Typically, going into a show and not knowing the opener, I don’t know if it’s going to be a solo person, or a full band, or anything in between. When Devon Gilfillian graced the stage in his yellow striped bell bottoms and long green jacket, as the rest of his band mates took their places, I knew this was going to be special. Boy was I right! Coming from Nashville, they opened the show with ethereal sounds, booming bass lines, accompanied with the delayed but every now and then gritty guitar sounds played by Devon himself. And when he sang, the entire crowd was in awe. Sounding like a mix of Lionel Richie, Jon Legend, and at time Prince, Devon had the crowd in his pocket. Going from My Morning Jacket esque rock songs, to Marvin Gay like ballads, the 30-minute opener could have gone for another 30 minutes and held the crowd on their feet. And also, that dude can shred a guitar!
The stage was set for Grace Potter. Accompanied by a large backdrop of an outline of a red sun, the lights went down, smoke came up, green and black hues filled the stage and sounds of crickets and frogs at a pond filled the theater. The GP band took their places and all of a sudden you could see the outline of Grace’s shadow behind the backdrop. A high pitch howl filled the theatre as she emerged from the shadow. She started with “Daylight,” a slow old bluesy song, that eventually built to a full-on rocker. Her second song, “Love is Love,” which she recently played on Jimmy Kimmel, was a slow country ballad not unlike something Reba McEntire or Dolly Parton would have performed.
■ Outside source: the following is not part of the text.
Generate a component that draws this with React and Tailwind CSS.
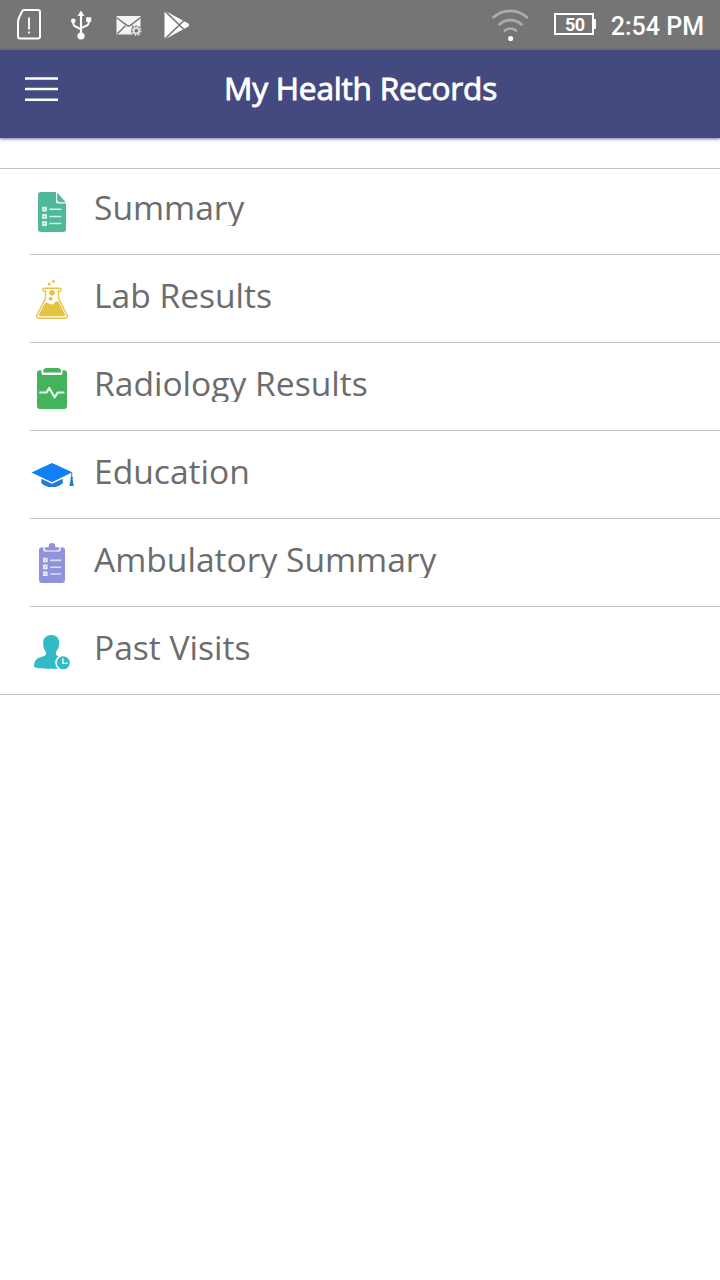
import React from "react";

const SimAlertIcon = () => (
  <svg width="26" height="32" viewBox="0 0 26 32" fill="none">
    <path
      d="M8.200 2H22a2 2 0 0 1 2 2v24.500a2 2 0 0 1-2 2H4a2 2 0 0 1-2-2V14.500a12 12 0 0 1 .9-4.300L6 3.400A2.400 2.400 0 0 1 8.200 2Z"
      stroke="white"
      strokeWidth="2"
    />
    <path d="M13 9.500v12M13 23.600v2" stroke="white" strokeWidth="1.800" />
  </svg>
);

const UsbIcon = () => (
  <svg width="22" height="32" viewBox="0 0 22 32" fill="none">
    <path d="M11 1.5l3.4 5.4H7.6Z" fill="white" />
    <path d="M11 5v22" stroke="white" strokeWidth="2.2" />
    <path
      d="M3.3 11v3.6c0 1.6.8 2.3 2.2 2.9L11 20.3M18.7 10.5v3.3c0 1.4-.7 2.2-2 2.8L11 19.2"
      stroke="white"
      strokeWidth="2"
    />
    <circle cx="3.3" cy="11.8" r="2.3" fill="white" />
    <rect x="16.2" y="8.3" width="5" height="4.6" fill="white" />
    <circle cx="11" cy="27" r="3.6" fill="white" />
  </svg>
);

const MailGearIcon = () => (
  <svg width="27" height="22" viewBox="0 0 27 22" fill="none">
    <rect x="0.5" y="1" width="24" height="18.500" fill="#f4f4f4" />
    <path
      d="M.5 2.500l10.100 7.600a3.300 3.300 0 0 0 4.200 0l9.700-7.600M1.200 19l8.200-8.200M16.400 10.800l3 3"
      stroke="#757575"
      strokeWidth="1.4"
    />
    <circle cx="20.300" cy="15.800" r="5.400" fill="#757575" />
    <circle cx="20.300" cy="15.800" r="2.800" stroke="#dedede" strokeWidth="2" />
    <circle
      cx="20.300"
      cy="15.800"
      r="4.300"
      stroke="#dedede"
      strokeWidth="1.700"
      strokeDasharray="1.700 1.677"
    />
  </svg>
);

const PlayStoreIcon = () => (
  <svg width="28" height="30" viewBox="0 0 28 30" fill="none">
    <path
      d="M.5 1.500l2 .1 11.300 6.200 9.200 4.900c2.800 1 2.800 3.600 0 4.600l-9.200 5L2.500 28.500l-2 .1Z"
      fill="white"
    />
    <path d="M.5 .6l20.800 20.100M.5 29.400L21.300 9.300" stroke="#757575" strokeWidth="1.5" />
  </svg>
);

const WifiIcon = () => (
  <svg width="40" height="34" viewBox="0 0 40 34" fill="none" strokeLinecap="round">
    <g stroke="#acacac" strokeWidth="2.7">
      <path d="M3.500 9.300a25 25 0 0 1 33.500 0" />
      <path d="M9.500 16.400a16.500 16.500 0 0 1 22 0" />
      <path d="M15 22.600a8 8 0 0 1 10.800 0" />
    </g>
    <circle cx="20.600" cy="30.500" r="2.600" fill="white" />
  </svg>
);

const MenuIcon = () => (
  <svg width="33" height="26" viewBox="0 0 33 26">
    <path d="M0 1.500h33M0 12h33M0 22.700h33" stroke="white" strokeWidth="2.500" />
  </svg>
);

const SummaryIcon = () => (
  <svg width="44" height="44" viewBox="10 10 44 44" fill="none">
    <path
      d="M21 12h15v9a2.5 2.5 0 0 0 2.5 2.5H46V49a3 3 0 0 1-3 3H21a3 3 0 0 1-3-3V15a3 3 0 0 1 3-3Z"
      fill="#4fb99a"
    />
    <path d="M37.2 12.400l8.600 9.800h-6.500a2.100 2.100 0 0 1-2.100-2.100Z" fill="#4fb99a" />
    <path
      d="M23 27.7h3v3h-3ZM23 34.9h3v3h-3ZM23 42.1h3v3h-3Z"
      stroke="#e6f7f1"
      strokeWidth="1.7"
    />
    <path d="M29.3 29.200h12M29.300 36.500h12M29.300 43.600h12" stroke="#d3f0e6" strokeWidth="1.500" />
  </svg>
);

const LabIcon = () => (
  <svg width="44" height="44" viewBox="10 8 44 44" fill="none">
    <g fill="#e5c445">
      <circle cx="29.3" cy="14.2" r="1.4" />
      <circle cx="33.5" cy="11.6" r="1.5" />
      <circle cx="32" cy="22.7" r="2.8" />
      <circle cx="30.6" cy="28.8" r="2" />
      <path d="M24.7 33.3c2.3-1.6 4.3.4 6.3 1.2 2.5.5 4-3.2 6.4-3.2.8 0 1.2.6 1.6 1.2l6 12.1c.4.9-.1 1.600-1 1.600H20c-1 0-1.500-.8-1-1.600Z" />
    </g>
    <path
      d="M23.9 18.2h16.2a.9.9 0 0 1 .9.9v1.100a.9.9 0 0 1-.9.9h-1.600v7.300l8.400 16.300c1.100 2-.1 3.600-2 3.600H19.100c-1.900 0-3.100-1.600-2-3.600l8.400-16.300v-7.300h-1.600a.9.9 0 0 1-.9-.9v-1.100a.9.9 0 0 1 .9-.9Z"
      stroke="#e5c445"
      strokeWidth="1.4"
    />
  </svg>
);

const RadiologyIcon = () => (
  <svg width="44" height="44" viewBox="10 10 44 44" fill="none">
    <path
      d="M17 17.300a3 3 0 0 1 3-3h1.500v2.700a2 2 0 0 0 2 2h17a2 2 0 0 0 2-2v-2.700H44a3 3 0 0 1 3 3V50a3 3 0 0 1-3 3H20a3 3 0 0 1-3-3Z"
      fill="#44b45c"
    />
    <path d="M23.200 16.500v-.8A3.600 3.600 0 0 1 26.800 12h10.600a3.600 3.600 0 0 1 3.600 3.700v.8Z" fill="#44b45c" />
    <path
      d="M19.300 36.500h7.200l2.800-4.600 5.400 9.500 3-4.900h6.700"
      stroke="#e8f8ec"
      strokeWidth="2.100"
      strokeLinejoin="round"
    />
  </svg>
);

const EducationIcon = () => (
  <svg width="44" height="44" viewBox="10 10 44 44">
    <path d="M32 18.900l20.400 9.300L32 38.300 11.400 28.600Z" fill="#1180f5" />
    <path
      d="M21.300 34.700L32 39.800l10.800-5.100v4.200c-2 2.500-6 4.200-10.800 4.200s-8.700-1.700-10.700-4.200Z"
      fill="#247bd3"
    />
    <path
      d="M51.200 28.600h1v4.200a1.500 1.500 0 0 1 .4 2.300l1.100 6.900h-4.300l1.300-6.900a1.500 1.500 0 0 1 .5-2.300Z"
      fill="#247bd3"
    />
  </svg>
);

const AmbulatoryIcon = () => (
  <svg width="44" height="44" viewBox="10 10 44 44" fill="none">
    <path
      d="M22 15.200h1.200v1.200a3.200 3.200 0 0 0 3.200 3.200h11.200a3.200 3.200 0 0 0 3.200-3.200v-1.200H42a3 3 0 0 1 3 3V48a3 3 0 0 1-3 3H22a3 3 0 0 1-3-3V18.200a3 3 0 0 1 3-3Z"
      fill="#9092dc"
    />
    <path
      d="M24.600 15.200h4.100v-.8a3.300 3.300 0 0 1 6.600 0v.8h4.100v1.200a2 2 0 0 1-2 2H26.600a2 2 0 0 1-2-2Z"
      fill="#9092dc"
    />
    <path
      d="M23.800 26.600h2.900v2.900h-2.900ZM23.800 33.400h2.900v2.900h-2.900ZM23.800 40.300h2.900v2.900h-2.900Z"
      stroke="#ececfa"
      strokeWidth="1.700"
    />
    <path d="M30.200 28.400h11M30.200 35.200h11M30.200 42h11" stroke="#dcdcf5" strokeWidth="1.600" />
  </svg>
);

const VisitsIcon = () => (
  <svg width="44" height="44" viewBox="10 10 44 44" fill="none">
    <path
      d="M31.400 15c4.800 0 7.700 3 7.700 7.400 0 2.200-.3 4.800-1.500 7-.7 1.200-1.400 2-1.600 3v2c.2 1.400 5 2.300 7.300 3.700 3.200 1.700 4 4.800 4 8.300 0 1.400-6 2.300-15.900 2.300S14 47.700 14 46.400c0-3.800 1.200-6.700 4.200-8.300 2.400-1.400 7-2.200 7.800-3.700v-2c-.2-1-1-1.800-1.600-3-.9-2.200-1.200-4.800-1.200-7C23.200 18 26.600 15 31.400 15Z"
      fill="#30bbc6"
    />
    <circle cx="43.300" cy="42.800" r="7.300" fill="#30bbc6" stroke="white" strokeWidth="1.500" />
    <path d="M42.900 38.200v5.200h4.700" stroke="white" strokeWidth="1.300" />
  </svg>
);

const records = [
  { label: "Summary", icon: <SummaryIcon /> },
  { label: "Lab Results", icon: <LabIcon /> },
  { label: "Radiology Results", icon: <RadiologyIcon /> },
  { label: "Education", icon: <EducationIcon /> },
  { label: "Ambulatory Summary", icon: <AmbulatoryIcon /> },
  { label: "Past Visits", icon: <VisitsIcon /> },
];

const StatusBar = () => (
  <div className="flex h-[50px] items-start bg-[#757575] pl-4 pr-4 font-['Roboto',sans-serif] text-white">
    <div className="mt-2">
      <SimAlertIcon />
    </div>
    <div className="ml-[28px] mt-[9px]">
      <UsbIcon />
    </div>
    <div className="ml-6 mt-[15px]">
      <MailGearIcon />
    </div>
    <div className="ml-[21px] mt-[10px]">
      <PlayStoreIcon />
    </div>
    <div className="ml-auto mt-2">
      <WifiIcon />
    </div>
    <div className="ml-6 mt-[13px] flex items-center">
      <div className="flex h-[22px] w-10 items-center justify-center border-2 border-white pl-0.5 pt-0.5 text-[18px] font-bold leading-none tracking-[-0.6px]">
        50
      </div>
      <div className="h-2.5 w-0.5 bg-white" />
    </div>
    <div className="ml-[15px] mt-[11px] text-[25px] font-medium leading-8">2:54 PM</div>
  </div>
);

const Header = () => (
  <header className="flex h-[88px] items-start bg-[#444a7f] px-[25px] shadow-[0_1px_3px_rgba(50,50,110,0.7)]">
    <button className="mt-[27px]">
      <MenuIcon />
    </button>
    <h1 className="mr-[32px] mt-[17px] flex-1 text-center text-[31.6px] font-normal leading-[42px] tracking-[-0.2px] text-white [-webkit-text-stroke:0.9px_white]">
      My Health Records
    </h1>
  </header>
);

const App = () => {
  return (
    <div className="min-h-screen bg-white font-['Open_Sans',sans-serif]">
      <StatusBar />
      <Header />
      <ul className="mt-[30px] border-y border-[#c4c4c4]">
        {records.map(({ label, icon }) => (
          <li
            key={label}
            className="ml-[30px] flex h-[88px] items-end border-b border-[#c4c4c4] first:h-[86px] last:h-[87px] last:border-b-0"
          >
            <div className="mb-5 h-11 w-11">{icon}</div>
            <div className="mb-7 ml-5 h-[38px] overflow-hidden whitespace-nowrap pr-1 text-[33.6px] leading-[38px] text-[#6c6c6c]">
              {label}
            </div>
          </li>
        ))}
      </ul>
    </div>
  );
};

export default App;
Soon after, Grace made a point that she knows that puts out the vibe by sitting down, but that sitting down makes her nervous (she smiled and laughed) and there will be times to sit but encouraged everyone to stand and dance. Pretty much after that no one was sitting at all for the rest of the show. Her next song she rocked the place and had various sections of the audience hollering out the song, “Fill Up Your Empty Heart.”
Grace playfully told the audience that she completely messed the set list up and that she never does that, but felt like playing with the Cincinnati audience a little bit. At one point she said she wanted to play a song that was email requested by fans that she had played when she was a guest on “Live from Darryl’s House.” At that point she asked a stagehand for a guitar with a capo on the 3rd fret, and then said to her band “Wait, is it on the 3rd? It’s B flat right?” This branched into her telling a story that one time she saw Bonnie Raitt play when she was younger and that Bonnie played a song in a completely wrong key than the rest of the band, and she said “See even Bonnie messes up,” to which the crowd laughed and applauded.
Later in the show, Grace brought back out the opener Devon Gilfillian and did a fantastic duet cover of Etta James “I’d Rather Go Blind,” which floored the audience once again. For me though, the highlight of the night was the encore. Grace came back out, and said that she normally does this with the band, but this song is more like a prayer than a song, and she wanted to do it solo. The song is called “Release,” and I along with everyone else, was driven to tears from it. It’s a song, in my opinion, about dragging someone through what they might think is love, but is actually pain and suffering, and then realizing what you’ve done, and releasing them from it. Listen to this line... “I release you, from the darkness, from the love that we swore was true. I hope that someday, the sun will shine again, and you’ll’ release me too.” I mean, feels. When she finished, the crowd cheered for what felt like 5 minutes, bringing Grace herself to tears and smiles. She brought the rest of the band up to perform 2 more songs, “Shout it out” and “Stars” and after bowing with the band, huddled up and said “Ok there is a strict curfew here and we only have 7 more minutes with you guys,” and ended up mashing up “Nothing but the Water” into her very first and well known pop rock hit “Paris,” which every single person sang the “Ooh La Las” in unison to.
Grace Potter was not only an amazing show, but it felt personal, and it felt like even for the band, they were not just going through the motions. This was a roller coaster she took us on, and I for one did not want to get off.